We had an interesting issue arise on Friday and I'm still wrestling with
it. The short story is that we have a 7600 with a lot of ACLs on it, some
of which are very long and most ACEs are port specific. This uses up a lot
of ACL TCAM LOUs, or logical objects. I didn't discover that until later,
though.

An ACL was updated on this 7600. Four lines were added. That ACL is applied
to a single interface. It appears that after those lines were added,
traffic that is NOT traversing that interface was affected. The symptoms
were intermittent connectivity in some cases. When we removed the ACL, the
traffic in question apparently began functioning. When we added the ACL
back to the interface, the traffic began to break again. Remember, this ACL
is NOT in the transit path for the traffic in question.

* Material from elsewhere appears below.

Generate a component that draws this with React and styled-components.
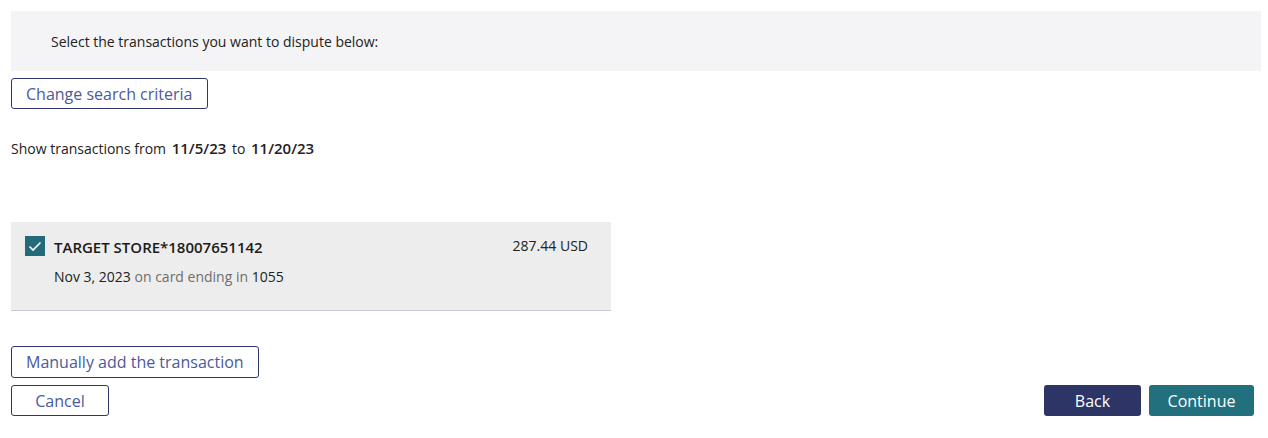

My first thought was TCAM. I checked "show platform hardware capacity acl"
and saw that LOUdst was at 100% with the ACL applied, but it was at 81%
with the ACL removed.

I've heard that if TCAM is overloaded, some ACLs will be processed by the
CPU, which clearly could cause problems. However, I did not see any rise in
CPU usage during this period.

Also, if we just remove the four new lines that were added, the LOUdst
value is still at 100%. I remain unconvinced that this was actually the
root cause for the issue.

Do any of you have any experience with this? What would be the expected
outcome of running out of LOU space in the ACL TCAM?